この例において、母親が息子に望む行動が洗濯物を取り込むことだとするならば、アイ・メッセージは次のようになると思います:「わたしは、あなたがずっとマンガを読んでいるのを見ると腹が立ってしまうの。わたしは仕事から帰ってきてからも家事をしなきゃいけないから。わたしはできればあなたに手伝ってほしいと思ってるんだけど、洗濯物を取り込んでくれる?」
冒頭のアイ・メッセージの例もそうですが、ちょっと堅苦しいですね。これが絶対の正解だとはとても思いません。
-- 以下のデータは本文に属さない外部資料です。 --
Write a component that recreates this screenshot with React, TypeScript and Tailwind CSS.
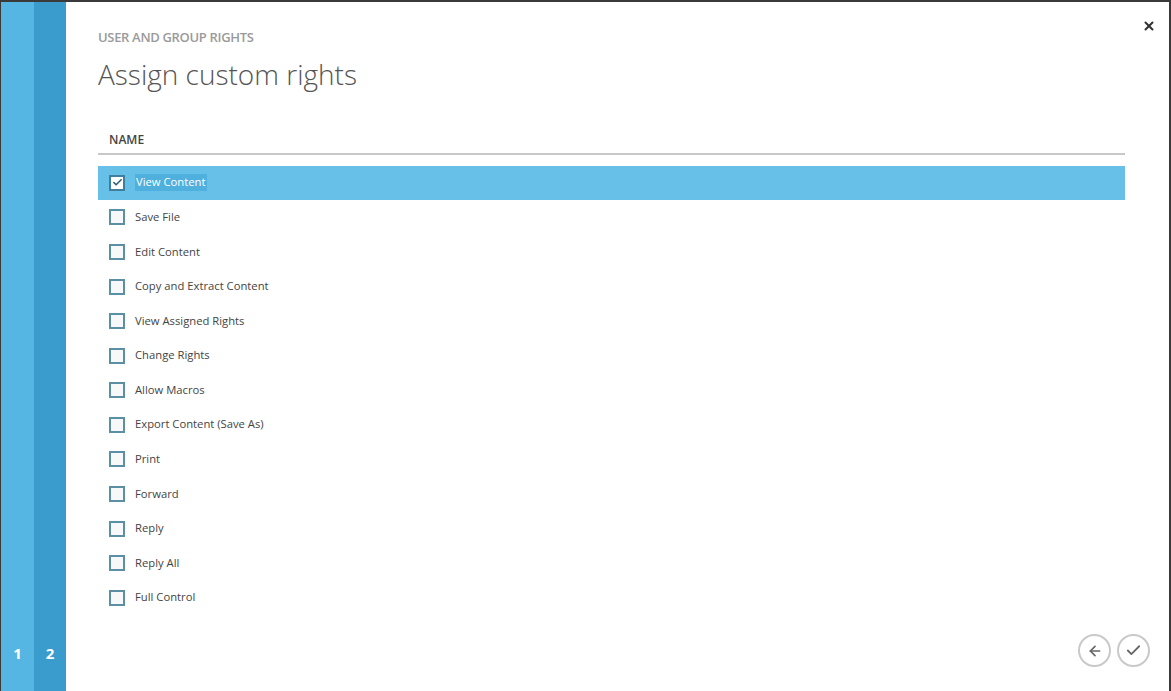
import { ArrowLeft, Check, X } from 'lucide-react';

const rights = [
  'View Content',
  'Save File',
  'Edit Content',
  'Copy and Extract Content',
  'View Assigned Rights',
  'Change Rights',
  'Allow Macros',
  'Export Content (Save As)',
  'Print',
  'Forward',
  'Reply',
  'Reply All',
  'Full Control',
];

function RightRow({ label, checked }: { label: string; checked: boolean }) {
  return (
    <div
      className={`flex h-[34.58px] items-center pl-[11px] ${checked ? 'bg-[#66c0e8]' : ''}`}
    >
      <span
        className={`flex h-[16px] w-[16px] items-center justify-center border-2 ${
          checked ? 'border-[#3d7f9c] bg-white' : 'border-[#5b8fa3] bg-[#f6f8f9]'
        }`}
      >
        {checked && <Check className="h-[11px] w-[11px] text-[#2d5f77]" strokeWidth={3.5} />}
      </span>
      <span
        className={`ml-[10px] text-[11.25px] ${
          checked ? 'bg-[#4fb0de] px-[1px] text-white' : 'text-[#444]'
        }`}
      >
        {label}
      </span>
    </div>
  );
}

export default function App() {
  return (
    <div
      className="flex h-[691px] w-[1171px] overflow-hidden border-t-2 border-r-2 border-l border-[#3a3a3a] bg-white"
      style={{ fontFamily: '"Open Sans", "Noto Sans", sans-serif' }}
    >
      {/* Step rail */}
      <div className="flex w-[33px] flex-col justify-end bg-[#55b6e4] pb-[27px]">
        <span className="text-center text-[15px] font-bold text-white">1</span>
      </div>
      <div className="flex w-[32px] flex-col justify-end bg-[#3a9ccd] pb-[27px]">
        <span className="text-center text-[15px] font-bold text-white">2</span>
      </div>

      {/* Main panel */}
      <div className="flex flex-1 flex-col pl-[32px] pr-[44px]">
        <div className="flex items-start justify-between pt-[26px]">
          <div className="text-[13px] font-semibold tracking-tight text-[#9a9a9a]">
            USER AND GROUP RIGHTS
          </div>
          <X className="mr-[-31px] mt-[-9px] h-[14px] w-[14px] text-[#333]" strokeWidth={3.5} />
        </div>
        <h1 className="mt-[8px] text-[28px] font-light leading-[36px] text-[#555]">
          Assign custom rights
        </h1>

        <div className="mt-[39px] pl-[11px] text-[12px] font-semibold text-[#444]">NAME</div>
        <div className="mt-[4px] h-[2px] bg-[#c8c8c8]" />

        <div className="mt-[11px] flex flex-col">
          {rights.map((r, i) => (
            <RightRow key={r} label={r} checked={i === 0} />
          ))}
        </div>

        <div className="mt-auto mb-[24px] mr-[-25px] flex justify-end gap-[6px]">
          <button className="flex h-[33px] w-[33px] items-center justify-center rounded-full border-2 border-[#c9c9c9] text-[#666]">
            <ArrowLeft className="h-[16px] w-[16px]" strokeWidth={2.5} />
          </button>
          <button className="flex h-[33px] w-[33px] items-center justify-center rounded-full border-2 border-[#c9c9c9] text-[#666]">
            <Check className="h-[17px] w-[17px]" strokeWidth={2.5} />
          </button>
        </div>
      </div>
    </div>
  );
}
けれど、こういうふうな物言いをしたとき、彼女の気分が不必要に沈むことはないはずです。
長々と書いてきましたが、今回僕が言いたかったことは「本当に言いたいことを言え」「思ってもいないことを言うな」の二点です。そして、自分の本当に言いたいことを捉えるために、また、思ってもいないことを言わないために、アイ・メッセージの考え方は有用なのではないかということです。
他人に行動を改めてもらうというときには、アイ・メッセージだけではなく他にもテクニックが必要です。たとえば、すでに相手がよりよい行動についての知識や技術を持っていて、あとは相手自身にその知識や技術を使うことを決断してもらうだけだ、というとき、下記の本の「態度スキル」の項が参考になると思います(この本では、体を動かすことの技術である「運動スキル」、考え方の「認知スキル」と並んで、「決断すること」が「態度スキル」と呼ばれています)。

いちばんやさしい教える技術

いちばんやさしい教える技術

また、下記の本では行動分析学の理論を用いて、自分や他人の行動を改善する方法が解説されています。
パフォーマンス・マネジメント―問題解決のための行動分析学

パフォーマンス・マネジメント―問題解決のための行動分析学

以上の本についても後日記事を書くかもしれません。ともあれ、繰り返しになりますが、今回僕が考えたかったのは、問題解決の方法としてというより、他人との対話において気分よくいるための技術としてのアイ・メッセージについてなのでした。